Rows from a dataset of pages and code
.....

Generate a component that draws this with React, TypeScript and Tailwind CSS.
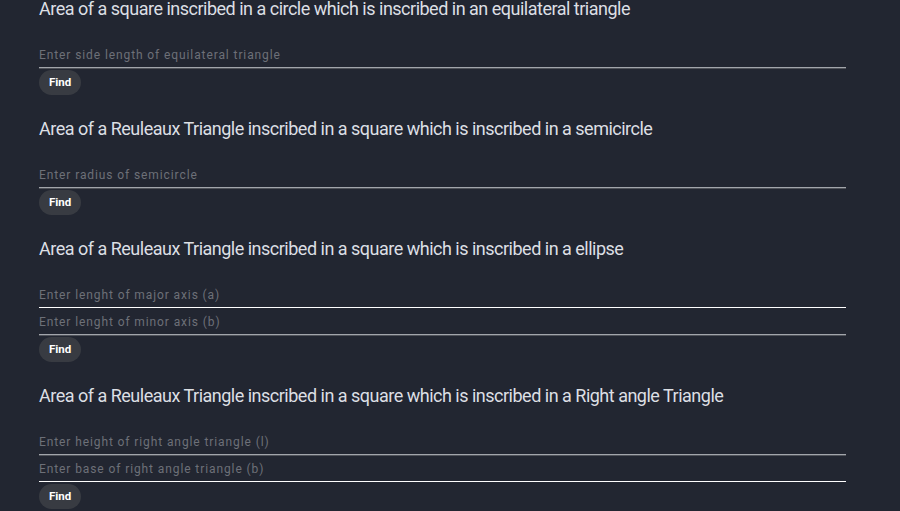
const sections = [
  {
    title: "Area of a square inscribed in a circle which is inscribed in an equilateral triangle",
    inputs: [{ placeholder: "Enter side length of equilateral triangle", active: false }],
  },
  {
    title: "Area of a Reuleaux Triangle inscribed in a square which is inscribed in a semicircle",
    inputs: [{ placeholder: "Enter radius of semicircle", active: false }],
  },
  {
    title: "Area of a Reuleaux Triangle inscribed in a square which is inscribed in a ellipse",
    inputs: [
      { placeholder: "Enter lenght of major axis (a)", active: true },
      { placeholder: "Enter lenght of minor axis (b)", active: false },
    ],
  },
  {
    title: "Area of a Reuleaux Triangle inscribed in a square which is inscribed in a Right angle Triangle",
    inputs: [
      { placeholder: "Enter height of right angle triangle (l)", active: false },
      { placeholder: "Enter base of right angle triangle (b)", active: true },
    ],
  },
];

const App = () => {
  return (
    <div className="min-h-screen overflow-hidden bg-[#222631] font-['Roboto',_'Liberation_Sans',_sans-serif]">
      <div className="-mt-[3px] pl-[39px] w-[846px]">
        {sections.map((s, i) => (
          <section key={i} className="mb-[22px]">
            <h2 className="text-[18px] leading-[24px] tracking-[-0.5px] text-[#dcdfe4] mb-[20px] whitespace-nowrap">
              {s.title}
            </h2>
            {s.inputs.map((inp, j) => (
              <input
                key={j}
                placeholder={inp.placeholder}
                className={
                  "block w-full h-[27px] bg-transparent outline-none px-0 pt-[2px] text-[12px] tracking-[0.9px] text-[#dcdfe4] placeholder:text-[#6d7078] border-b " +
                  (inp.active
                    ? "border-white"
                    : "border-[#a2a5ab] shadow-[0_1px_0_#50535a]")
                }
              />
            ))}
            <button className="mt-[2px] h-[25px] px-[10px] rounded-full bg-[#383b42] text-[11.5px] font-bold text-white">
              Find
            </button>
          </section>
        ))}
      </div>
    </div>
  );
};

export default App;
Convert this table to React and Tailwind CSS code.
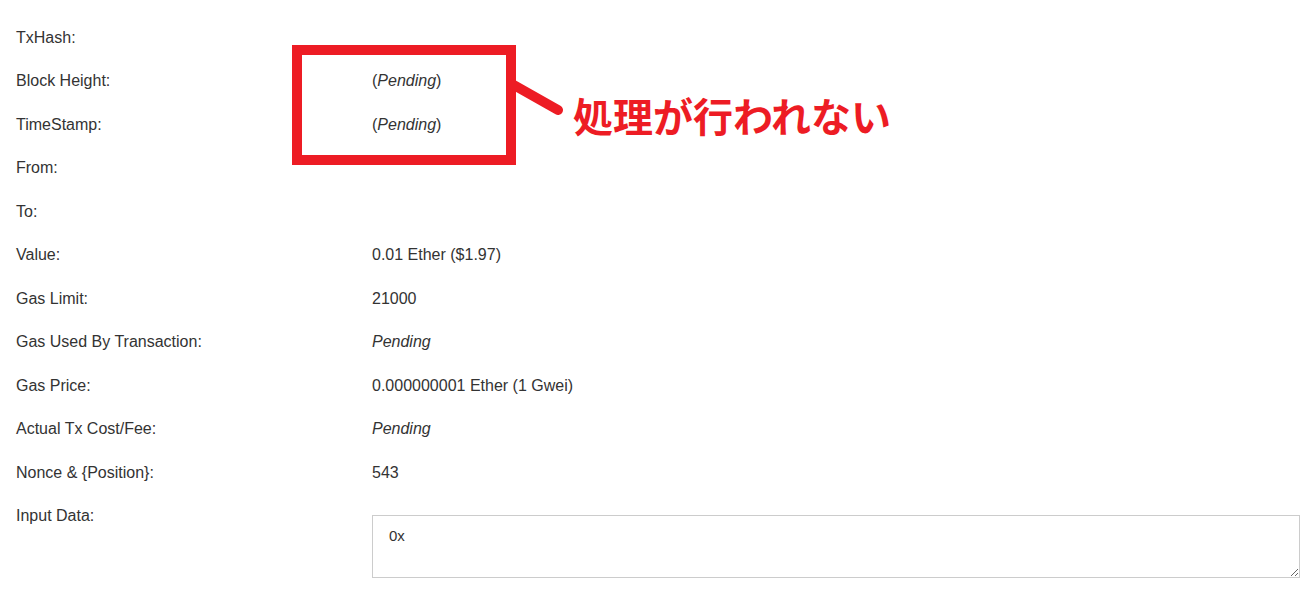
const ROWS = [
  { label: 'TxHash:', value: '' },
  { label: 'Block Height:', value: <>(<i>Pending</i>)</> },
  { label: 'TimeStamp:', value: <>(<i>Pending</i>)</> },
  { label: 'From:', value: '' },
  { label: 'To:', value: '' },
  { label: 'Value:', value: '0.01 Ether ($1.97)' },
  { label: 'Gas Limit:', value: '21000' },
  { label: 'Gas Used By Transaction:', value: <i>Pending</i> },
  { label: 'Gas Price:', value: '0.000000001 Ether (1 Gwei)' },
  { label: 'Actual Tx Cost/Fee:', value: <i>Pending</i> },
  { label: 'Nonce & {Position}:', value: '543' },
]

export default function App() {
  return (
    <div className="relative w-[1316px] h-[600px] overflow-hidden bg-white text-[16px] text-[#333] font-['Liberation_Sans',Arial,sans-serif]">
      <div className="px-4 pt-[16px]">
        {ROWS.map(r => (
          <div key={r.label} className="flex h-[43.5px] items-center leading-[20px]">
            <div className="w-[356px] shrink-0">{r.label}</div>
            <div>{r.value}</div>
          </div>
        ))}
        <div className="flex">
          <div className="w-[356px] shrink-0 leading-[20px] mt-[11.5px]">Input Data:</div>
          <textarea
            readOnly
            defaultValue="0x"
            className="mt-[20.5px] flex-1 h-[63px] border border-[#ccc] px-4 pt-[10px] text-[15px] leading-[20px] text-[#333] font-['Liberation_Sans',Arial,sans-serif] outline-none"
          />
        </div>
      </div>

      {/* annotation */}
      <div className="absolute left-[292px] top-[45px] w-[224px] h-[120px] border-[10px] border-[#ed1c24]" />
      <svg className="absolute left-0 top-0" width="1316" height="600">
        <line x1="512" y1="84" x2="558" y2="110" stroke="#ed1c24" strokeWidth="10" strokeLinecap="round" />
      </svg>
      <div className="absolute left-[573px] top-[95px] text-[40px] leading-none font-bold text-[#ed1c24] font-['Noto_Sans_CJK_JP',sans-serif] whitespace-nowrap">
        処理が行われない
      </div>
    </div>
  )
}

.....

Exercise :: Reproduce the entries above word for word. Pictures stay out.

Full solution ::
Generate a component that draws this with React, TypeScript and Tailwind CSS.
const sections = [
  {
    title: "Area of a square inscribed in a circle which is inscribed in an equilateral triangle",
    inputs: [{ placeholder: "Enter side length of equilateral triangle", active: false }],
  },
  {
    title: "Area of a Reuleaux Triangle inscribed in a square which is inscribed in a semicircle",
    inputs: [{ placeholder: "Enter radius of semicircle", active: false }],
  },
  {
    title: "Area of a Reuleaux Triangle inscribed in a square which is inscribed in a ellipse",
    inputs: [
      { placeholder: "Enter lenght of major axis (a)", active: true },
      { placeholder: "Enter lenght of minor axis (b)", active: false },
    ],
  },
  {
    title: "Area of a Reuleaux Triangle inscribed in a square which is inscribed in a Right angle Triangle",
    inputs: [
      { placeholder: "Enter height of right angle triangle (l)", active: false },
      { placeholder: "Enter base of right angle triangle (b)", active: true },
    ],
  },
];

const App = () => {
  return (
    <div className="min-h-screen overflow-hidden bg-[#222631] font-['Roboto',_'Liberation_Sans',_sans-serif]">
      <div className="-mt-[3px] pl-[39px] w-[846px]">
        {sections.map((s, i) => (
          <section key={i} className="mb-[22px]">
            <h2 className="text-[18px] leading-[24px] tracking-[-0.5px] text-[#dcdfe4] mb-[20px] whitespace-nowrap">
              {s.title}
            </h2>
            {s.inputs.map((inp, j) => (
              <input
                key={j}
                placeholder={inp.placeholder}
                className={
                  "block w-full h-[27px] bg-transparent outline-none px-0 pt-[2px] text-[12px] tracking-[0.9px] text-[#dcdfe4] placeholder:text-[#6d7078] border-b " +
                  (inp.active
                    ? "border-white"
                    : "border-[#a2a5ab] shadow-[0_1px_0_#50535a]")
                }
              />
            ))}
            <button className="mt-[2px] h-[25px] px-[10px] rounded-full bg-[#383b42] text-[11.5px] font-bold text-white">
              Find
            </button>
          </section>
        ))}
      </div>
    </div>
  );
};

export default App;
Convert this table to React and Tailwind CSS code.
const ROWS = [
  { label: 'TxHash:', value: '' },
  { label: 'Block Height:', value: <>(<i>Pending</i>)</> },
  { label: 'TimeStamp:', value: <>(<i>Pending</i>)</> },
  { label: 'From:', value: '' },
  { label: 'To:', value: '' },
  { label: 'Value:', value: '0.01 Ether ($1.97)' },
  { label: 'Gas Limit:', value: '21000' },
  { label: 'Gas Used By Transaction:', value: <i>Pending</i> },
  { label: 'Gas Price:', value: '0.000000001 Ether (1 Gwei)' },
  { label: 'Actual Tx Cost/Fee:', value: <i>Pending</i> },
  { label: 'Nonce & {Position}:', value: '543' },
]

export default function App() {
  return (
    <div className="relative w-[1316px] h-[600px] overflow-hidden bg-white text-[16px] text-[#333] font-['Liberation_Sans',Arial,sans-serif]">
      <div className="px-4 pt-[16px]">
        {ROWS.map(r => (
          <div key={r.label} className="flex h-[43.5px] items-center leading-[20px]">
            <div className="w-[356px] shrink-0">{r.label}</div>
            <div>{r.value}</div>
          </div>
        ))}
        <div className="flex">
          <div className="w-[356px] shrink-0 leading-[20px] mt-[11.5px]">Input Data:</div>
          <textarea
            readOnly
            defaultValue="0x"
            className="mt-[20.5px] flex-1 h-[63px] border border-[#ccc] px-4 pt-[10px] text-[15px] leading-[20px] text-[#333] font-['Liberation_Sans',Arial,sans-serif] outline-none"
          />
        </div>
      </div>

      {/* annotation */}
      <div className="absolute left-[292px] top-[45px] w-[224px] h-[120px] border-[10px] border-[#ed1c24]" />
      <svg className="absolute left-0 top-0" width="1316" height="600">
        <line x1="512" y1="84" x2="558" y2="110" stroke="#ed1c24" strokeWidth="10" strokeLinecap="round" />
      </svg>
      <div className="absolute left-[573px] top-[95px] text-[40px] leading-none font-bold text-[#ed1c24] font-['Noto_Sans_CJK_JP',sans-serif] whitespace-nowrap">
        処理が行われない
      </div>
    </div>
  )
}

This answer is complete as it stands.